La question de la double dépense surgit à nouveau
Car les différentes solutions actuelles n’arrivent pas à répondre à la problématique ancestrale des paiements numérique : la double dépense. Comme le rappelle Keir Finlow-Bates, PDG et fondateur de Chainfrog, une société de recherche et développement sur la blockchain, ces défis techniques sont les mêmes que ceux rencontrés il y a quelques années par les développeurs de cryptomonnaies :
« En fin de compte, tout se résume au problème de la double dépense ! Comment faire en sorte qu’une construction numérique se comporte comme un objet physique, de sorte qu’une seule personne puisse la posséder à la fois ? C’est le problème central de la conception et de la mise en œuvre de la monnaie numérique hors ligne. »

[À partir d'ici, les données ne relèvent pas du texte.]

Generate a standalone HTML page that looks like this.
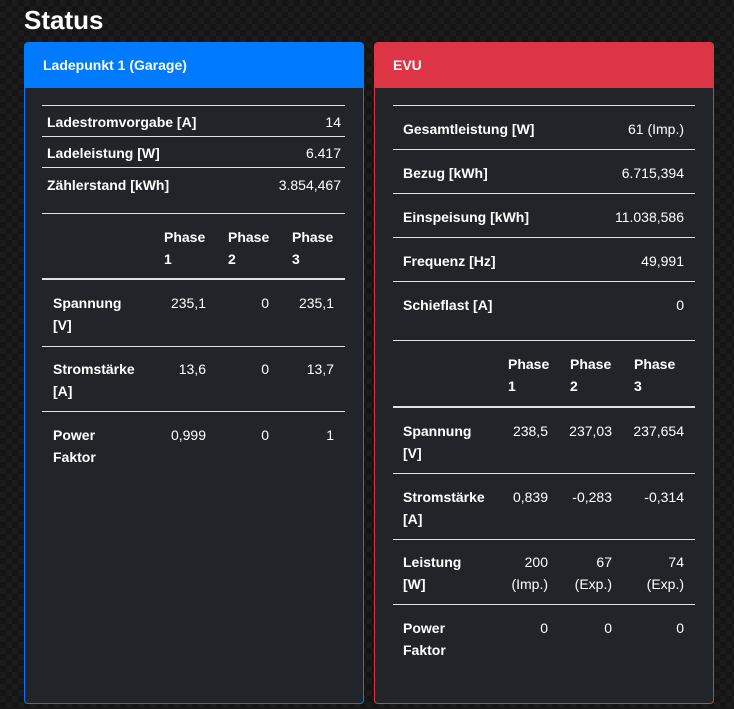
<!DOCTYPE html>
<html><head><meta charset="utf-8"><style>
*{margin:0;padding:0;box-sizing:border-box}
body{width:734px;height:709px;overflow:hidden;position:relative;font-family:"Liberation Sans",sans-serif;color:#fff;
background-color:#1b1b1b;
background-image:linear-gradient(45deg,#141414 25%,transparent 25%,transparent 75%,#141414 75%),linear-gradient(45deg,#141414 25%,transparent 25%,transparent 75%,#141414 75%);
background-size:12px 12px;background-position:0 0,6px 6px}
h1{position:absolute;left:24px;top:3px;font-size:26px;font-weight:bold;line-height:34px}
.card{position:absolute;top:42px;width:340px;height:662px;background:#212529;border:1px solid;border-radius:4px;overflow:hidden}
.hd{height:45px;color:#fff;font-weight:bold;font-size:14px;padding:14px 0 0 18px}
.t{position:absolute;font-size:14px;line-height:22px;white-space:nowrap;margin-top:1px}
.b{font-weight:bold}
.r{text-align:right}
.l{position:absolute;height:1px;background:#dee2e6}
.l2{position:absolute;height:2px;background:#dee2e6}
</style></head><body>
<h1>Status</h1>
<div class="card" style="left:24px;border-color:#007bff"><div class="hd" style="background:#007bff">Ladepunkt 1 (Garage)</div></div>
<div class="card" style="left:374px;border-color:#dc3545"><div class="hd" style="background:#dc3545">EVU</div></div>

<!-- left -->
<div class="l" style="left:42px;width:303px;top:105px"></div>
<div class="t b" style="left:47px;top:110px">Ladestromvorgabe [A]</div><div class="t r" style="right:393px;top:110px">14</div>
<div class="l" style="left:42px;width:303px;top:136px"></div>
<div class="t b" style="left:47px;top:141px">Ladeleistung [W]</div><div class="t r" style="right:393px;top:141px">6.417</div>
<div class="l" style="left:42px;width:303px;top:167px"></div>
<div class="t b" style="left:47px;top:173px">Zählerstand [kWh]</div><div class="t r" style="right:393px;top:173px">3.854,467</div>
<div class="l" style="left:42px;width:303px;top:213px"></div>
<div class="t b" style="left:164px;top:225px">Phase<br>1</div>
<div class="t b" style="left:228px;top:225px">Phase<br>2</div>
<div class="t b" style="left:292px;top:225px">Phase<br>3</div>
<div class="l2" style="left:42px;width:303px;top:278px"></div>
<div class="t b" style="left:53px;top:291px">Spannung<br>[V]</div>
<div class="t r" style="right:528px;top:291px">235,1</div><div class="t r" style="right:465px;top:291px">0</div><div class="t r" style="right:400px;top:291px">235,1</div>
<div class="l" style="left:42px;width:303px;top:346px"></div>
<div class="t b" style="left:53px;top:357px">Stromstärke<br>[A]</div>
<div class="t r" style="right:528px;top:357px">13,6</div><div class="t r" style="right:465px;top:357px">0</div><div class="t r" style="right:400px;top:357px">13,7</div>
<div class="l" style="left:42px;width:303px;top:411px"></div>
<div class="t b" style="left:53px;top:423px">Power<br>Faktor</div>
<div class="t r" style="right:528px;top:423px">0,999</div><div class="t r" style="right:465px;top:423px">0</div><div class="t r" style="right:400px;top:423px">1</div>

<!-- right -->
<div class="l" style="left:393px;width:302px;top:105px"></div>
<div class="t b" style="left:403px;top:117px">Gesamtleistung [W]</div><div class="t r" style="right:50px;top:117px">61 (Imp.)</div>
<div class="l" style="left:393px;width:302px;top:149px"></div>
<div class="t b" style="left:403px;top:161px">Bezug [kWh]</div><div class="t r" style="right:50px;top:161px">6.715,394</div>
<div class="l" style="left:393px;width:302px;top:193px"></div>
<div class="t b" style="left:403px;top:205px">Einspeisung [kWh]</div><div class="t r" style="right:50px;top:205px">11.038,586</div>
<div class="l" style="left:393px;width:302px;top:237px"></div>
<div class="t b" style="left:403px;top:249px">Frequenz [Hz]</div><div class="t r" style="right:50px;top:249px">49,991</div>
<div class="l" style="left:393px;width:302px;top:281px"></div>
<div class="t b" style="left:403px;top:293px">Schieflast [A]</div><div class="t r" style="right:50px;top:293px">0</div>
<div class="l" style="left:393px;width:302px;top:340px"></div>
<div class="t b" style="left:508px;top:352px">Phase<br>1</div>
<div class="t b" style="left:570px;top:352px">Phase<br>2</div>
<div class="t b" style="left:634px;top:352px">Phase<br>3</div>
<div class="l2" style="left:393px;width:302px;top:406px"></div>
<div class="t b" style="left:403px;top:419px">Spannung<br>[V]</div>
<div class="t r" style="right:186px;top:419px">238,5</div><div class="t r" style="right:122px;top:419px">237,03</div><div class="t r" style="right:50px;top:419px">237,654</div>
<div class="l" style="left:393px;width:302px;top:473px"></div>
<div class="t b" style="left:403px;top:485px">Stromstärke<br>[A]</div>
<div class="t r" style="right:186px;top:485px">0,839</div><div class="t r" style="right:122px;top:485px">-0,283</div><div class="t r" style="right:50px;top:485px">-0,314</div>
<div class="l" style="left:393px;width:302px;top:539px"></div>
<div class="t b" style="left:403px;top:550px">Leistung<br>[W]</div>
<div class="t r" style="right:186px;top:550px">200<br>(Imp.)</div><div class="t r" style="right:122px;top:550px">67<br>(Exp.)</div><div class="t r" style="right:50px;top:550px">74<br>(Exp.)</div>
<div class="l" style="left:393px;width:302px;top:604px"></div>
<div class="t b" style="left:403px;top:616px">Power<br>Faktor</div>
<div class="t r" style="right:186px;top:616px">0</div><div class="t r" style="right:122px;top:616px">0</div><div class="t r" style="right:50px;top:616px">0</div>
</body></html>
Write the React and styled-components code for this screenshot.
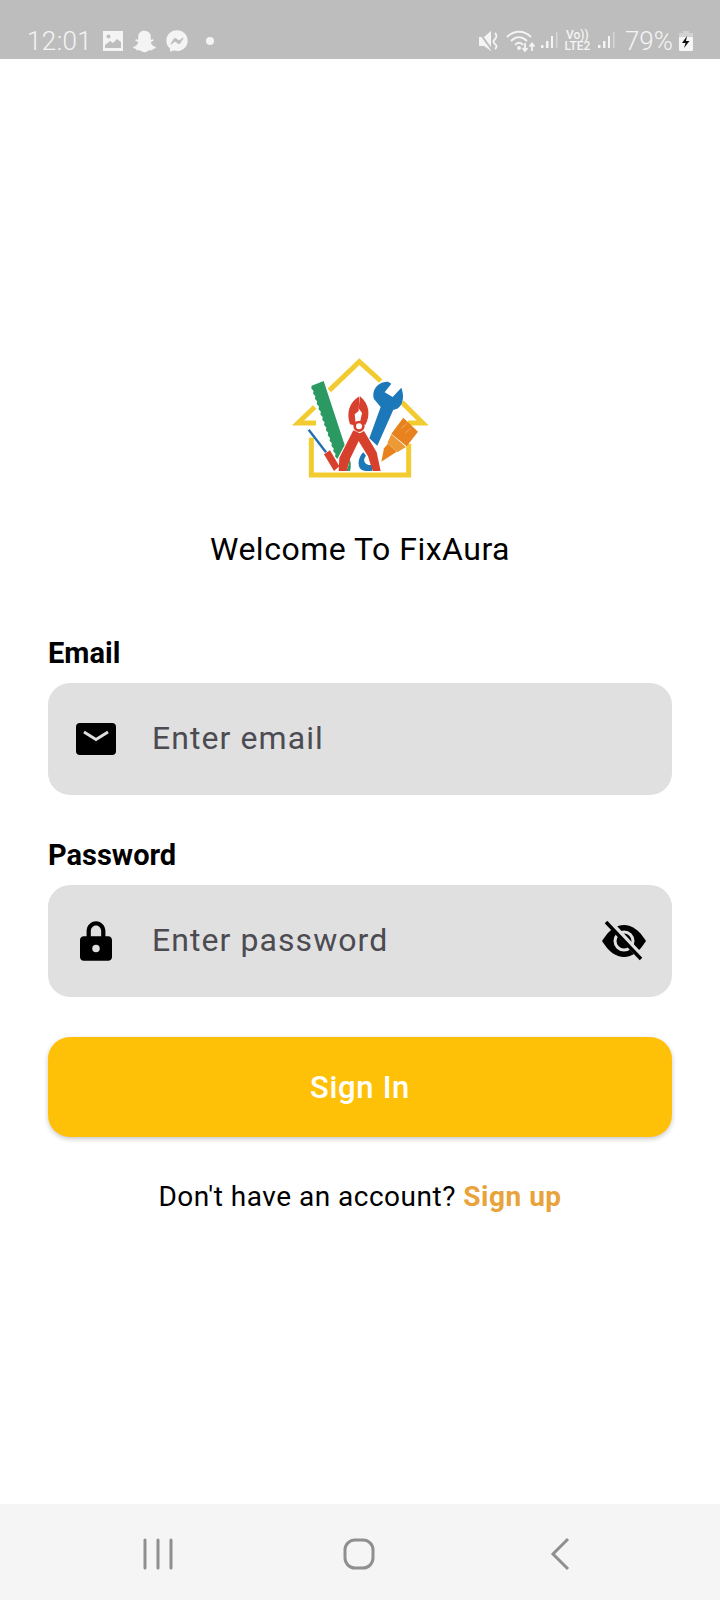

Keir Finlow-Bates, PDG et fondateur de Chainfrog – Source : Cointelegrah
Yash Kalash et Vitalik Buterin échangeront ensuite sur diverses options pour y arriver comme les solutions ZK (ou preuves de connaissance zéro) mais le fondateur d’Ethereum reconnaitra lui-même que tout ceci est actuellement techniquement infaisable.
Enfin, en guise de conclusion, Moa Petersén, professeur agrégé à l’Université suédoise de Lund, a rappelé les enjeux d’une société sans argent liquide :
« La disparition continue de l’argent liquide affecte de manière disproportionnée les groupes socio-économiquement vulnérables, les poussant encore plus à la marge. »
Moa Petersén, professeur agrégé à l’Université suédoise de Lund – Source : Cointelegraph
Pour lui, la faisabilité technique ne devrait pas signifier forcément la mise en œuvre d’un projet d’une telle ampleur. Il faudrait surtout se demander dans quel type de monde nous avons envie de vivre. Et il a sûrement raison. Ce n’est pas aux techniciens ou aux entrepreneurs de déterminer comment nous faisons société, mais au peuple et éventuellement à ses représentants. Pour conclure temporairement le débat, on notera différents points de vue sur la question avec l’exemple de la Suisse qui va voter pour constitutionnaliser (ou pas) l’argent liquide pendant que Gérald Darmanin appelle à la fin du cash pour lutter contre les trafics de drogues. C’est deux salles, deux ambiances de part et d’autre des Alpes.